Exercise task -> Take every line where the string "screenshot" appears and copy it.

start Records for processing

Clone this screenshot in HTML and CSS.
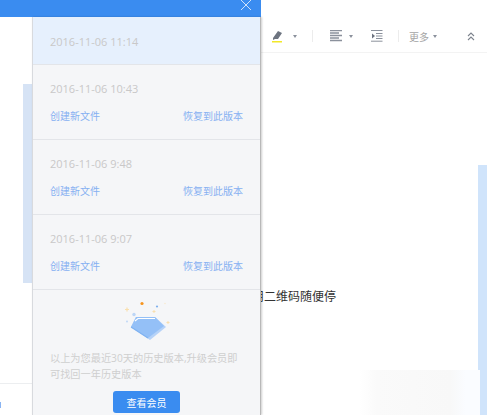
FILE: index.html
```html
<!DOCTYPE html>
<html lang="zh-CN">
<head>
    <meta charset="UTF-8">
    <meta name="viewport" content="width=device-width, initial-scale=1.0">
    <title>历史版本</title>
    <link rel="stylesheet" href="styles.css">
</head>
<body>
    <div class="app">
        <div class="panel-header">
            <svg class="close-icon" width="12" height="12" viewBox="0 0 12 12">
                <path d="M1 1 L11 11 M11 1 L1 11" stroke="#cfe2fb" stroke-width="1" fill="none"/>
            </svg>
        </div>

        <div class="left-side">
            <div class="left-strip"></div>
            <div class="left-line"></div>
            <div class="left-mark"></div>
        </div>

        <div class="panel">
            <div class="version active">
                <div class="version-date">2016-11-06 11:14</div>
            </div>
            <div class="version">
                <div class="version-date">2016-11-06 10:43</div>
                <div class="version-links"><span>创建新文件</span><span>恢复到此版本</span></div>
            </div>
            <div class="version">
                <div class="version-date">2016-11-06 9:48</div>
                <div class="version-links"><span>创建新文件</span><span>恢复到此版本</span></div>
            </div>
            <div class="version">
                <div class="version-date">2016-11-06 9:07</div>
                <div class="version-links"><span>创建新文件</span><span>恢复到此版本</span></div>
            </div>
            <div class="upgrade">
                <svg class="gem" width="50" height="42" viewBox="0 0 50 42">
                    <circle cx="18" cy="2.5" r="1.6" fill="#f7941d"/>
                    <circle cx="33" cy="5.5" r="1.1" fill="#7fb0ee"/>
                    <circle cx="41" cy="2.5" r="0.7" fill="#f8e8c8"/>
                    <circle cx="10" cy="13.5" r="1.7" fill="#bcd5f6"/>
                    <circle cx="3" cy="20.5" r="0.9" fill="#bcd5f6"/>
                    <path d="M1 8.5 H5 M3 6.5 V10.5" stroke="#f9dfae" stroke-width="1.2"/>
                    <path d="M28.5 10.5 H31.5 M30 9 V12" stroke="#f9dfae" stroke-width="1"/>
                    <path d="M42.5 21.5 H45.5 M44 20 V23" stroke="#f9dfae" stroke-width="1"/>
                    <path d="M12 16 H31 L42 26 L26 39 L7 26 Z" fill="#b5d2f8"/>
                    <path d="M12 16 H31 L40 25 L24 37 L7 26 Z" fill="#94c0f7"/>
                    <path d="M7 26 L24 37" stroke="#7fb2f1" stroke-width="1.2" fill="none"/>
                    <path d="M11 20 L14 17.5 H31" stroke="#ffffff" stroke-width="1.2" fill="none"/>
                </svg>
                <p class="upgrade-text">以上为您最近30天的历史版本,升级会员即可找回一年历史版本</p>
                <button class="upgrade-btn">查看会员</button>
            </div>
        </div>

        <div class="editor">
            <div class="toolbar">
                <svg class="tool-icon" width="13" height="14" viewBox="0 0 13 14">
                    <path d="M2 9 L7 2 L11 4 L7 10 L4 10 L2 11 Z" fill="#6d7480"/>
                    <rect x="1" y="12" width="10" height="1.5" fill="#f2e829"/>
                </svg>
                <span class="caret first-caret"></span>
                <span class="divider"></span>
                <svg class="tool-icon" width="12" height="12" viewBox="0 0 12 12">
                    <path d="M0 0.5 H12 M0 3 H9 M0 5.5 H12 M0 8 H9 M0 10.5 H12" stroke="#8b919c" stroke-width="1.3"/>
                </svg>
                <span class="caret align-caret"></span>
                <svg class="tool-icon indent" width="12" height="12" viewBox="0 0 12 12">
                    <path d="M0 0.5 H11.5 M5 3.5 H11.5 M5 6 H11.5 M5 8.5 H11.5 M0 11.2 H11.5" stroke="#8b919c" stroke-width="1"/>
                    <path d="M1 3.5 L4 6 L1 8.5 Z" fill="#6d7480"/>
                </svg>
                <span class="divider"></span>
                <span class="more">更多</span>
                <span class="caret more-caret"></span>
                <svg class="collapse" width="8" height="9" viewBox="0 0 8 9">
                    <path d="M1 4 L4 1 L7 4 M1 8 L4 5 L7 8" stroke="#7d838d" stroke-width="1.1" fill="none"/>
                </svg>
            </div>
            <div class="editor-body">
                <p class="doc-text">用二维码随便停</p>
                <div class="scrollbar"></div>
                <div class="mosaic"></div>
            </div>
        </div>
    </div>
</body>
</html>
```

FILE: styles.css
```css
* {
    margin: 0;
    padding: 0;
    box-sizing: border-box;
}

body {
    font-family: "Open Sans", "Noto Sans CJK SC", sans-serif;
    background: white;
    overflow: hidden;
}

.app {
    display: grid;
    grid-template-columns: 32px 229px 226px;
    grid-template-rows: 17px 398px;
    width: 487px;
    height: 415px;
    overflow: hidden;
}

.panel-header {
    grid-column: 1 / 3;
    grid-row: 1;
    background: #3a8cf0;
    display: flex;
    justify-content: flex-end;
    align-items: flex-start;
    padding-right: 9px;
    position: relative;
    z-index: 1;
}

.close-icon {
    margin-top: -1px;
}

.left-side {
    grid-column: 1;
    grid-row: 2;
    padding-top: 67px;
}

.left-strip {
    width: 9px;
    height: 199px;
    margin-left: 23px;
    background: #d6e3f5;
}

.left-line {
    height: 1px;
    margin-top: 100px;
    background: #eceef0;
}

.left-mark {
    width: 1px;
    height: 6px;
    margin-top: 18px;
    background: #8ab4f2;
}

.panel {
    grid-column: 2;
    grid-row: 2;
    background: #f5f6f8;
    border-left: 1px solid #d8dade;
    border-right: 1px solid #b8b8b8;
    box-shadow: 1px 0 2px rgba(0, 0, 0, 0.2);
    display: flex;
    flex-direction: column;
    position: relative;
    z-index: 1;
}

.version {
    height: 75px;
    padding: 16px 17px 0 17px;
    border-bottom: 1px solid #e3e5e9;
}

.version.active {
    height: 48px;
    padding-top: 17px;
    background: #e6f0fd;
}

.version-date {
    font-size: 11px;
    line-height: 15px;
    color: #c9c8c8;
}

.version-links {
    display: flex;
    justify-content: space-between;
    margin-top: 13px;
    font-size: 10px;
    line-height: 14px;
    color: #86b0f2;
}

.upgrade {
    display: flex;
    flex-direction: column;
    padding: 11px 16px 0 17px;
}

.gem {
    margin-left: 74px;
    overflow: visible;
}

.upgrade-text {
    margin-top: 7px;
    font-size: 10.2px;
    line-height: 16px;
    color: #cfcfcf;
}

.upgrade-btn {
    align-self: center;
    width: 67px;
    height: 22px;
    margin-top: 9px;
    margin-right: 1px;
    border: none;
    border-radius: 3px;
    background: #3a8cf0;
    color: white;
    font-family: inherit;
    font-size: 10px;
}

.editor {
    grid-column: 3;
    grid-row: 1 / 3;
    display: flex;
    flex-direction: column;
}

.toolbar {
    height: 53px;
    border-bottom: 1px solid #f3f3f3;
    display: flex;
    align-items: center;
    padding: 20px 0 0 10px;
}

.caret {
    width: 0;
    height: 0;
    border-left: 2.5px solid transparent;
    border-right: 2.5px solid transparent;
    border-top: 3px solid #8b919c;
}

.first-caret {
    margin-left: 9px;
}

.align-caret {
    margin-left: 7px;
}

.more-caret {
    margin-left: 4px;
}

.divider {
    width: 1px;
    height: 12px;
    margin: 0 17px 0 15px;
    background: #ececec;
}

.indent {
    margin-left: 18px;
}

.more {
    margin-left: -7px;
    font-size: 10px;
    color: #a5a5a5;
}

.collapse {
    margin-left: 30px;
}

.editor-body {
    flex: 1;
    display: flex;
    justify-content: space-between;
    align-items: flex-start;
    position: relative;
}

.doc-text {
    margin: 237px 0 0 -9px;
    font-size: 12px;
    line-height: 14px;
    color: #333;
    white-space: nowrap;
}

.scrollbar {
    width: 9px;
    height: 250px;
    margin-top: 112px;
    background: #d0e4fb;
}

/* faint blurred patch over the bottom right corner */
.mosaic {
    position: absolute;
    right: 7px;
    bottom: 0;
    width: 120px;
    height: 45px;
    background: linear-gradient(90deg, #ffffff 0%, #fafafa 14%, #f8f8f8 75%, #fafcff 88%);
}
```
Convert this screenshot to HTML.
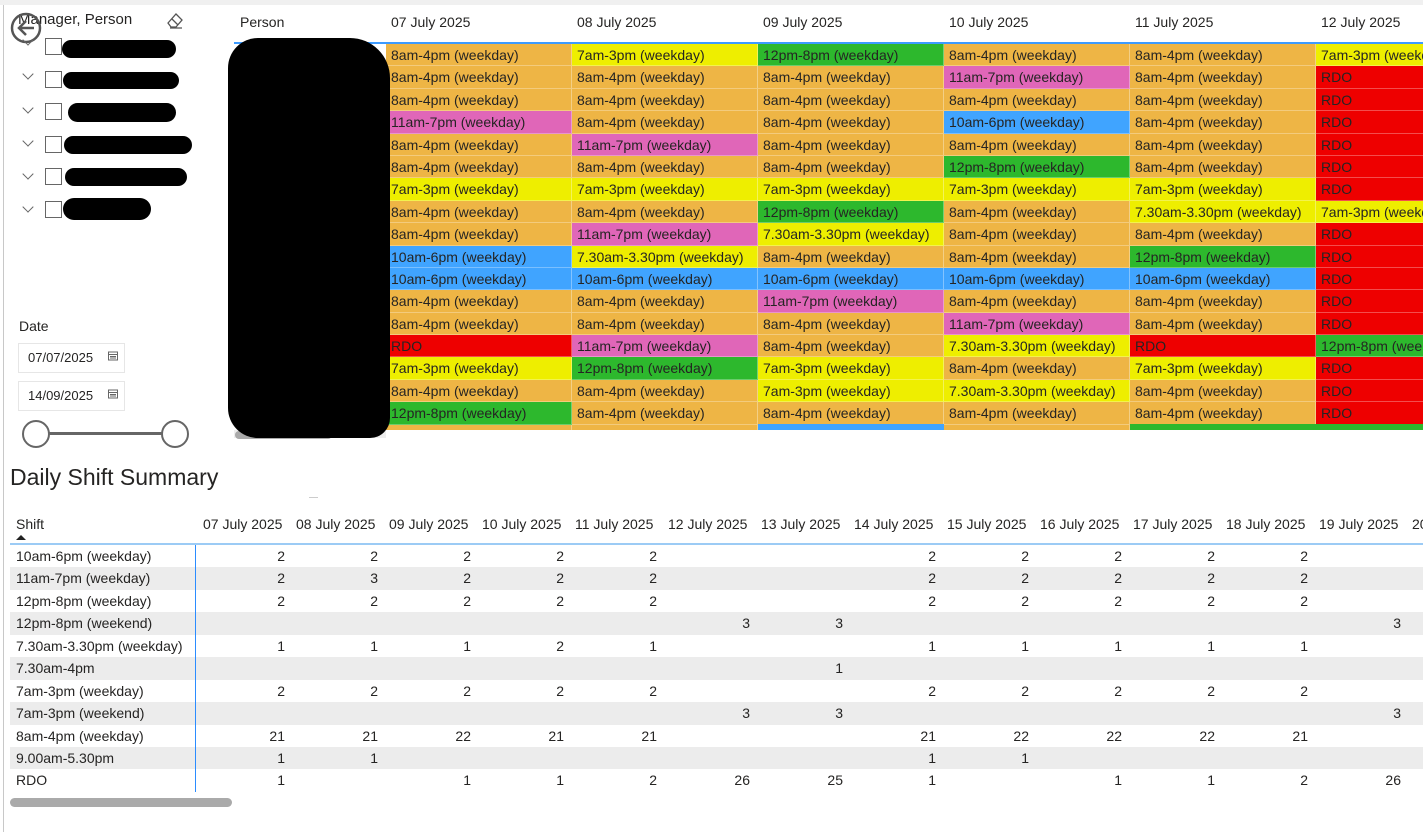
<!DOCTYPE html>
<html><head><meta charset="utf-8"><style>
*{box-sizing:border-box;margin:0;padding:0}
body{width:1423px;height:832px;overflow:hidden;background:#fff;font-family:"Liberation Sans",sans-serif;color:#252423;position:relative}
.abs{position:absolute}
.topbar{left:0;top:0;width:1423px;height:5px;background:#f0f0f0}
.lline{left:3px;top:5px;width:1px;height:827px;background:#c8c8c8}
.g{position:absolute;left:386px;top:44px;width:1037px;height:386px;overflow:hidden;display:grid;grid-template-columns:186px 186px 186px 186px 186px 186px;grid-auto-rows:22.4px}
.g div{font-size:14px;line-height:22px;padding-left:5px;white-space:nowrap;overflow:hidden;border-right:1px solid rgba(255,255,255,.35);border-bottom:1px solid rgba(255,255,255,.3)}
.O{background:#eeb545}.Y{background:#eeee00}.G{background:#2db82d}.P{background:#e066b8}.B{background:#40a4ff}.R{background:#ee0000}
.hd{top:14px;font-size:14px}
.t{position:absolute;left:10px;top:545px;display:grid;grid-template-columns:186px repeat(13,93px) 30px;grid-auto-rows:22.45px;font-size:14px;width:1413px;overflow:hidden}
.t div{line-height:22px;text-align:right;padding-right:4px;white-space:nowrap}
.t div.n{text-align:left;padding-left:6px;border-right:1px solid #2b8cff}
.t .z{background:#ececec}
.th{top:516px;font-size:14px}
.blob{background:#000;border-radius:24px}
.cb{width:17px;height:17px;border:1px solid #666;background:#fff}
.chev{width:8px;height:8px;border-right:1.3px solid #666;border-bottom:1.3px solid #666;transform:rotate(45deg)}
.date{width:107px;height:30px;border:1px solid #e6e6e6;font-size:13px;line-height:28px;padding-left:9px}
</style></head><body>
<div class="abs topbar"></div>
<div class="abs lline"></div>

<div class="abs" style="left:18px;top:11px;font-size:15px">Manager, Person</div>
<svg class="abs" style="left:164px;top:11px" width="22" height="18" viewBox="0 0 22 18"><path d="M4 12 L12 3 L18 9 L12 16 L7 16 Z M8 8 L14 14 M6 17 H18" fill="none" stroke="#555" stroke-width="1.3"/></svg>
<svg class="abs" style="left:9px;top:11px" width="35" height="35" viewBox="0 0 35 35"><circle cx="17" cy="17" r="14" fill="none" stroke="#555" stroke-width="2.5"/><path d="M25 17 H11 M17 10 L10 17 L17 24" fill="none" stroke="#555" stroke-width="2.5"/></svg>

<div class="abs chev" style="left:24px;top:36px"></div><div class="abs cb" style="left:45px;top:38px"></div><div class="abs blob" style="left:62px;top:40px;width:114px;height:18px"></div>
<div class="abs chev" style="left:24px;top:70px"></div><div class="abs cb" style="left:45px;top:71px"></div><div class="abs blob" style="left:63px;top:72px;width:116px;height:17px"></div>
<div class="abs chev" style="left:24px;top:104px"></div><div class="abs cb" style="left:45px;top:103px"></div><div class="abs blob" style="left:68px;top:103px;width:108px;height:19px"></div>
<div class="abs chev" style="left:24px;top:137px"></div><div class="abs cb" style="left:45px;top:136px"></div><div class="abs blob" style="left:64px;top:136px;width:128px;height:18px"></div>
<div class="abs chev" style="left:24px;top:170px"></div><div class="abs cb" style="left:45px;top:168px"></div><div class="abs blob" style="left:65px;top:168px;width:122px;height:18px"></div>
<div class="abs chev" style="left:24px;top:203px"></div><div class="abs cb" style="left:45px;top:201px"></div><div class="abs blob" style="left:63px;top:198px;width:88px;height:22px"></div>

<div class="abs" style="left:19px;top:318px;font-size:14px">Date</div>
<div class="abs date" style="left:18px;top:343px">07/07/2025</div>
<div class="abs date" style="left:18px;top:381px">14/09/2025</div>
<svg class="abs" style="left:108px;top:351px" width="10" height="10"><rect x="0.5" y="1" width="9" height="8" fill="none" stroke="#666"/><path d="M1 3.5H9M2 5.5H8M2 7H8" stroke="#666"/></svg>
<svg class="abs" style="left:108px;top:389px" width="10" height="10"><rect x="0.5" y="1" width="9" height="8" fill="none" stroke="#666"/><path d="M1 3.5H9M2 5.5H8M2 7H8" stroke="#666"/></svg>
<div class="abs" style="left:48px;top:432px;width:115px;height:3px;background:#666"></div>
<div class="abs" style="left:22px;top:420px;width:28px;height:28px;border-radius:50%;border:2px solid #666;background:#fff"></div>
<div class="abs" style="left:161px;top:420px;width:28px;height:28px;border-radius:50%;border:2px solid #666;background:#fff"></div>

<div class="abs hd" style="left:240px">Person</div>
<div class="abs hd" style="left:391px">07 July 2025</div>
<div class="abs hd" style="left:577px">08 July 2025</div>
<div class="abs hd" style="left:763px">09 July 2025</div>
<div class="abs hd" style="left:949px">10 July 2025</div>
<div class="abs hd" style="left:1135px">11 July 2025</div>
<div class="abs hd" style="left:1321px">12 July 2025</div>
<div class="abs" style="left:234px;top:42px;width:1189px;height:2px;background:#3d9bff"></div>

<div class="g">
<div class="O">8am-4pm (weekday)</div><div class="Y">7am-3pm (weekday)</div><div class="G">12pm-8pm (weekday)</div><div class="O">8am-4pm (weekday)</div><div class="O">8am-4pm (weekday)</div><div class="Y">7am-3pm (weekday)</div>
<div class="O">8am-4pm (weekday)</div><div class="O">8am-4pm (weekday)</div><div class="O">8am-4pm (weekday)</div><div class="P">11am-7pm (weekday)</div><div class="O">8am-4pm (weekday)</div><div class="R">RDO</div>
<div class="O">8am-4pm (weekday)</div><div class="O">8am-4pm (weekday)</div><div class="O">8am-4pm (weekday)</div><div class="O">8am-4pm (weekday)</div><div class="O">8am-4pm (weekday)</div><div class="R">RDO</div>
<div class="P">11am-7pm (weekday)</div><div class="O">8am-4pm (weekday)</div><div class="O">8am-4pm (weekday)</div><div class="B">10am-6pm (weekday)</div><div class="O">8am-4pm (weekday)</div><div class="R">RDO</div>
<div class="O">8am-4pm (weekday)</div><div class="P">11am-7pm (weekday)</div><div class="O">8am-4pm (weekday)</div><div class="O">8am-4pm (weekday)</div><div class="O">8am-4pm (weekday)</div><div class="R">RDO</div>
<div class="O">8am-4pm (weekday)</div><div class="O">8am-4pm (weekday)</div><div class="O">8am-4pm (weekday)</div><div class="G">12pm-8pm (weekday)</div><div class="O">8am-4pm (weekday)</div><div class="R">RDO</div>
<div class="Y">7am-3pm (weekday)</div><div class="Y">7am-3pm (weekday)</div><div class="Y">7am-3pm (weekday)</div><div class="Y">7am-3pm (weekday)</div><div class="Y">7am-3pm (weekday)</div><div class="R">RDO</div>
<div class="O">8am-4pm (weekday)</div><div class="O">8am-4pm (weekday)</div><div class="G">12pm-8pm (weekday)</div><div class="O">8am-4pm (weekday)</div><div class="Y">7.30am-3.30pm (weekday)</div><div class="Y">7am-3pm (weekday)</div>
<div class="O">8am-4pm (weekday)</div><div class="P">11am-7pm (weekday)</div><div class="Y">7.30am-3.30pm (weekday)</div><div class="O">8am-4pm (weekday)</div><div class="O">8am-4pm (weekday)</div><div class="R">RDO</div>
<div class="B">10am-6pm (weekday)</div><div class="Y">7.30am-3.30pm (weekday)</div><div class="O">8am-4pm (weekday)</div><div class="O">8am-4pm (weekday)</div><div class="G">12pm-8pm (weekday)</div><div class="R">RDO</div>
<div class="B">10am-6pm (weekday)</div><div class="B">10am-6pm (weekday)</div><div class="B">10am-6pm (weekday)</div><div class="B">10am-6pm (weekday)</div><div class="B">10am-6pm (weekday)</div><div class="R">RDO</div>
<div class="O">8am-4pm (weekday)</div><div class="O">8am-4pm (weekday)</div><div class="P">11am-7pm (weekday)</div><div class="O">8am-4pm (weekday)</div><div class="O">8am-4pm (weekday)</div><div class="R">RDO</div>
<div class="O">8am-4pm (weekday)</div><div class="O">8am-4pm (weekday)</div><div class="O">8am-4pm (weekday)</div><div class="P">11am-7pm (weekday)</div><div class="O">8am-4pm (weekday)</div><div class="R">RDO</div>
<div class="R">RDO</div><div class="P">11am-7pm (weekday)</div><div class="O">8am-4pm (weekday)</div><div class="Y">7.30am-3.30pm (weekday)</div><div class="R">RDO</div><div class="G">12pm-8pm (weekday)</div>
<div class="Y">7am-3pm (weekday)</div><div class="G">12pm-8pm (weekday)</div><div class="Y">7am-3pm (weekday)</div><div class="O">8am-4pm (weekday)</div><div class="Y">7am-3pm (weekday)</div><div class="R">RDO</div>
<div class="O">8am-4pm (weekday)</div><div class="O">8am-4pm (weekday)</div><div class="Y">7am-3pm (weekday)</div><div class="Y">7.30am-3.30pm (weekday)</div><div class="O">8am-4pm (weekday)</div><div class="R">RDO</div>
<div class="G">12pm-8pm (weekday)</div><div class="O">8am-4pm (weekday)</div><div class="O">8am-4pm (weekday)</div><div class="O">8am-4pm (weekday)</div><div class="O">8am-4pm (weekday)</div><div class="R">RDO</div>
<div class="O"></div><div class="O"></div><div class="B"></div><div class="O"></div><div class="G"></div><div class="R"></div>
</div>
<div class="abs" style="left:758px;top:424px;width:186px;height:6px;background:#40a4ff"></div>
<div class="abs" style="left:1130px;top:424px;width:293px;height:6px;background:#2db82d"></div>

<div class="abs" style="left:234px;top:430px;width:152px;height:8px;background:#eee"></div>
<div class="abs" style="left:235px;top:431px;width:97px;height:8px;border-radius:4px;background:#aaa"></div>
<div class="abs" style="left:228px;top:38px;width:162px;height:400px;background:#000;border-radius:30px 40px 20px 30px"></div>

<div class="abs" style="left:10px;top:464px;font-size:23px">Daily Shift Summary</div>
<div class="abs" style="left:309px;top:497px;width:9px;height:1px;background:#ccc"></div>

<div class="abs th" style="left:16px">Shift</div>
<div class="abs" style="left:16px;top:535px;width:0;height:0;border-left:5px solid transparent;border-right:5px solid transparent;border-bottom:5px solid #222"></div>
<div class="abs th" style="left:203px">07 July 2025</div>
<div class="abs th" style="left:296px">08 July 2025</div>
<div class="abs th" style="left:389px">09 July 2025</div>
<div class="abs th" style="left:482px">10 July 2025</div>
<div class="abs th" style="left:575px">11 July 2025</div>
<div class="abs th" style="left:668px">12 July 2025</div>
<div class="abs th" style="left:761px">13 July 2025</div>
<div class="abs th" style="left:854px">14 July 2025</div>
<div class="abs th" style="left:947px">15 July 2025</div>
<div class="abs th" style="left:1040px">16 July 2025</div>
<div class="abs th" style="left:1133px">17 July 2025</div>
<div class="abs th" style="left:1226px">18 July 2025</div>
<div class="abs th" style="left:1319px">19 July 2025</div>
<div class="abs th" style="left:1412px">20</div>
<div class="abs" style="left:10px;top:543px;width:1413px;height:2px;background:#9ccbf5"></div>

<div class="t">
<div class="n">10am-6pm (weekday)</div><div>2</div><div>2</div><div>2</div><div>2</div><div>2</div><div></div><div></div><div>2</div><div>2</div><div>2</div><div>2</div><div>2</div><div></div><div></div>
<div class="n z">11am-7pm (weekday)</div><div class="z">2</div><div class="z">3</div><div class="z">2</div><div class="z">2</div><div class="z">2</div><div class="z"></div><div class="z"></div><div class="z">2</div><div class="z">2</div><div class="z">2</div><div class="z">2</div><div class="z">2</div><div class="z"></div><div class="z"></div>
<div class="n">12pm-8pm (weekday)</div><div>2</div><div>2</div><div>2</div><div>2</div><div>2</div><div></div><div></div><div>2</div><div>2</div><div>2</div><div>2</div><div>2</div><div></div><div></div>
<div class="n z">12pm-8pm (weekend)</div><div class="z"></div><div class="z"></div><div class="z"></div><div class="z"></div><div class="z"></div><div class="z">3</div><div class="z">3</div><div class="z"></div><div class="z"></div><div class="z"></div><div class="z"></div><div class="z"></div><div class="z">3</div><div class="z"></div>
<div class="n">7.30am-3.30pm (weekday)</div><div>1</div><div>1</div><div>1</div><div>2</div><div>1</div><div></div><div></div><div>1</div><div>1</div><div>1</div><div>1</div><div>1</div><div></div><div></div>
<div class="n z">7.30am-4pm</div><div class="z"></div><div class="z"></div><div class="z"></div><div class="z"></div><div class="z"></div><div class="z"></div><div class="z">1</div><div class="z"></div><div class="z"></div><div class="z"></div><div class="z"></div><div class="z"></div><div class="z"></div><div class="z"></div>
<div class="n">7am-3pm (weekday)</div><div>2</div><div>2</div><div>2</div><div>2</div><div>2</div><div></div><div></div><div>2</div><div>2</div><div>2</div><div>2</div><div>2</div><div></div><div></div>
<div class="n z">7am-3pm (weekend)</div><div class="z"></div><div class="z"></div><div class="z"></div><div class="z"></div><div class="z"></div><div class="z">3</div><div class="z">3</div><div class="z"></div><div class="z"></div><div class="z"></div><div class="z"></div><div class="z"></div><div class="z">3</div><div class="z"></div>
<div class="n">8am-4pm (weekday)</div><div>21</div><div>21</div><div>22</div><div>21</div><div>21</div><div></div><div></div><div>21</div><div>22</div><div>22</div><div>22</div><div>21</div><div></div><div></div>
<div class="n z">9.00am-5.30pm</div><div class="z">1</div><div class="z">1</div><div class="z"></div><div class="z"></div><div class="z"></div><div class="z"></div><div class="z"></div><div class="z">1</div><div class="z">1</div><div class="z"></div><div class="z"></div><div class="z"></div><div class="z"></div><div class="z"></div>
<div class="n">RDO</div><div>1</div><div></div><div>1</div><div>1</div><div>2</div><div>26</div><div>25</div><div>1</div><div></div><div>1</div><div>1</div><div>2</div><div>26</div><div></div>
</div>
<div class="abs" style="left:10px;top:798px;width:222px;height:9px;border-radius:5px;background:#aaa"></div>
</body></html>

end Records for processing

Result of this exercise ->
Clone this screenshot in HTML and CSS.
Convert this screenshot to HTML.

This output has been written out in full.